### Your goal
Quote the listing in full, exactly as given, minus any pictures.

### Dataset extract
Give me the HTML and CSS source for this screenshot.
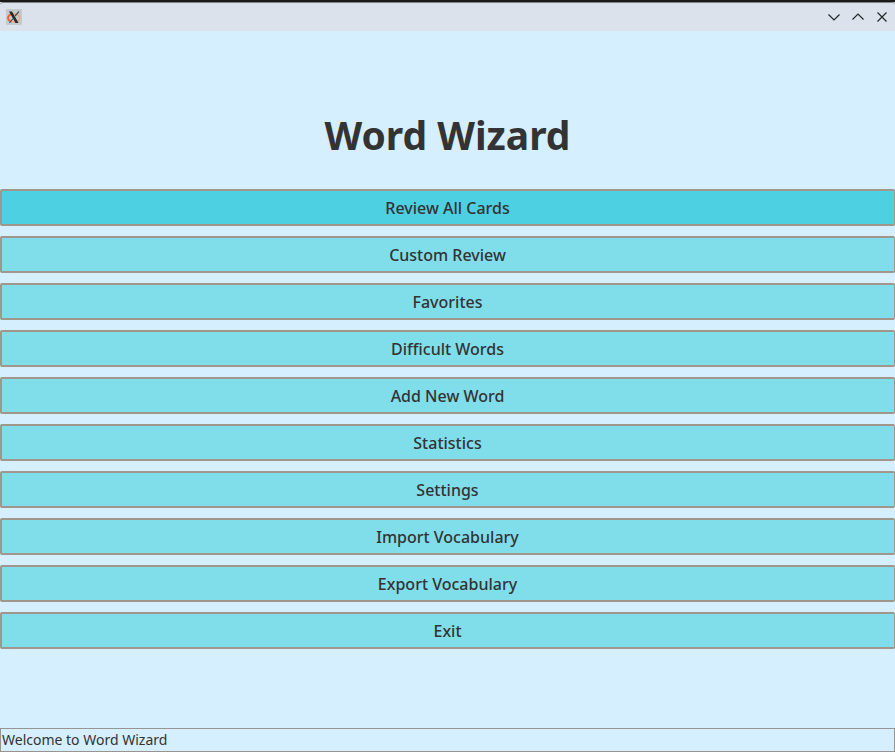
FILE: index.html
```html
<!DOCTYPE html>
<html lang="en">
<head>
<meta charset="utf-8">
<title>Word Wizard</title>
<link rel="stylesheet" href="styles.css">
</head>
<body>
<div class="window">
  <header class="titlebar">
    <svg class="app-icon" viewBox="0 0 16 16" aria-hidden="true">
      <rect width="16" height="16" rx="1" fill="#c3cacb"/>
      <ellipse cx="8" cy="9" rx="6" ry="4" fill="none" stroke="#f0a878" stroke-width="1.4"/>
      <path d="M5 5.200C1 7 1 11 5 12.600" fill="none" stroke="#f0592b" stroke-width="1.6"/>
      <path d="M3 2.500h3l6.500 11.500H9.500z" fill="#26292d"/>
      <path d="M13 2.500 9 7M7 9.500 3.500 14" stroke="#4a4e52" stroke-width="1.200"/>
    </svg>
    <div class="controls">
      <button class="control" type="button" aria-label="Minimize"><svg viewBox="0 0 16 16"><path d="M2.500 5.500 8 11l5.500-5.500"/></svg></button>
      <button class="control" type="button" aria-label="Maximize"><svg viewBox="0 0 16 16"><path d="M2.500 10.500 8 5l5.500 5.500"/></svg></button>
      <button class="control" type="button" aria-label="Close"><svg viewBox="0 0 16 16"><path d="M3.500 3.500l9 9M12.500 3.500l-9 9"/></svg></button>
    </div>
  </header>
  <main class="content">
    <h1 class="title">Word Wizard</h1>
    <nav class="menu">
      <button class="item active" type="button">Review All Cards</button>
      <button class="item" type="button">Custom Review</button>
      <button class="item" type="button">Favorites</button>
      <button class="item" type="button">Difficult Words</button>
      <button class="item" type="button">Add New Word</button>
      <button class="item" type="button">Statistics</button>
      <button class="item" type="button">Settings</button>
      <button class="item" type="button">Import Vocabulary</button>
      <button class="item" type="button">Export Vocabulary</button>
      <button class="item" type="button">Exit</button>
    </nav>
  </main>
  <footer class="status">Welcome to Word Wizard</footer>
</div>
</body>
</html>
```

FILE: styles.css
```css
* { box-sizing: border-box; }
body { margin: 0; font-family: "Noto Sans", sans-serif; color: #333; background: #d6efff; }
.window { display: flex; flex-direction: column; min-height: 100vh; border-top: 2px solid #1a1a1a; }
.titlebar { display: flex; align-items: center; justify-content: space-between; height: 29px; padding: 0 5px 0 6px; border-top: 1px solid #808287; border-radius: 3px 3px 0 0; background: #dce2ec; }
.app-icon { width: 16px; height: 16px; }
.controls { display: flex; gap: 8px; }
.control { width: 16px; height: 16px; padding: 0; border: 0; background: none; }
.control svg { display: block; width: 16px; height: 16px; fill: none; stroke: #232629; stroke-width: 1.2; }
.content { flex: 1; display: flex; flex-direction: column; justify-content: center; padding-bottom: 2px; }
.title { margin: 0 0 28px; font-size: 39px; line-height: 52px; text-align: center; }
.menu { display: flex; flex-direction: column; gap: 10px; }
.item { height: 37px; padding: 2px 1px 0 0; border: 2px solid #a0968c; border-right-width: 1px; border-radius: 2px; background: #80deea; color: #333; font: 500 16px/22px "Noto Sans", sans-serif; }
.item.active { background: #4dd0e1; }
.status { height: 24px; padding: 0 1px; border: 1px solid #999490; font-size: 14px; line-height: 22px; }
```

### Response to this exercise
Give me the HTML and CSS source for this screenshot.
FILE: index.html
```html
<!DOCTYPE html>
<html lang="en">
<head>
<meta charset="utf-8">
<title>Word Wizard</title>
<link rel="stylesheet" href="styles.css">
</head>
<body>
<div class="window">
  <header class="titlebar">
    <svg class="app-icon" viewBox="0 0 16 16" aria-hidden="true">
      <rect width="16" height="16" rx="1" fill="#c3cacb"/>
      <ellipse cx="8" cy="9" rx="6" ry="4" fill="none" stroke="#f0a878" stroke-width="1.4"/>
      <path d="M5 5.200C1 7 1 11 5 12.600" fill="none" stroke="#f0592b" stroke-width="1.6"/>
      <path d="M3 2.500h3l6.500 11.500H9.500z" fill="#26292d"/>
      <path d="M13 2.500 9 7M7 9.500 3.500 14" stroke="#4a4e52" stroke-width="1.200"/>
    </svg>
    <div class="controls">
      <button class="control" type="button" aria-label="Minimize"><svg viewBox="0 0 16 16"><path d="M2.500 5.500 8 11l5.500-5.500"/></svg></button>
      <button class="control" type="button" aria-label="Maximize"><svg viewBox="0 0 16 16"><path d="M2.500 10.500 8 5l5.500 5.500"/></svg></button>
      <button class="control" type="button" aria-label="Close"><svg viewBox="0 0 16 16"><path d="M3.500 3.500l9 9M12.500 3.500l-9 9"/></svg></button>
    </div>
  </header>
  <main class="content">
    <h1 class="title">Word Wizard</h1>
    <nav class="menu">
      <button class="item active" type="button">Review All Cards</button>
      <button class="item" type="button">Custom Review</button>
      <button class="item" type="button">Favorites</button>
      <button class="item" type="button">Difficult Words</button>
      <button class="item" type="button">Add New Word</button>
      <button class="item" type="button">Statistics</button>
      <button class="item" type="button">Settings</button>
      <button class="item" type="button">Import Vocabulary</button>
      <button class="item" type="button">Export Vocabulary</button>
      <button class="item" type="button">Exit</button>
    </nav>
  </main>
  <footer class="status">Welcome to Word Wizard</footer>
</div>
</body>
</html>
```

FILE: styles.css
```css
* { box-sizing: border-box; }
body { margin: 0; font-family: "Noto Sans", sans-serif; color: #333; background: #d6efff; }
.window { display: flex; flex-direction: column; min-height: 100vh; border-top: 2px solid #1a1a1a; }
.titlebar { display: flex; align-items: center; justify-content: space-between; height: 29px; padding: 0 5px 0 6px; border-top: 1px solid #808287; border-radius: 3px 3px 0 0; background: #dce2ec; }
.app-icon { width: 16px; height: 16px; }
.controls { display: flex; gap: 8px; }
.control { width: 16px; height: 16px; padding: 0; border: 0; background: none; }
.control svg { display: block; width: 16px; height: 16px; fill: none; stroke: #232629; stroke-width: 1.2; }
.content { flex: 1; display: flex; flex-direction: column; justify-content: center; padding-bottom: 2px; }
.title { margin: 0 0 28px; font-size: 39px; line-height: 52px; text-align: center; }
.menu { display: flex; flex-direction: column; gap: 10px; }
.item { height: 37px; padding: 2px 1px 0 0; border: 2px solid #a0968c; border-right-width: 1px; border-radius: 2px; background: #80deea; color: #333; font: 500 16px/22px "Noto Sans", sans-serif; }
.item.active { background: #4dd0e1; }
.status { height: 24px; padding: 0 1px; border: 1px solid #999490; font-size: 14px; line-height: 22px; }
```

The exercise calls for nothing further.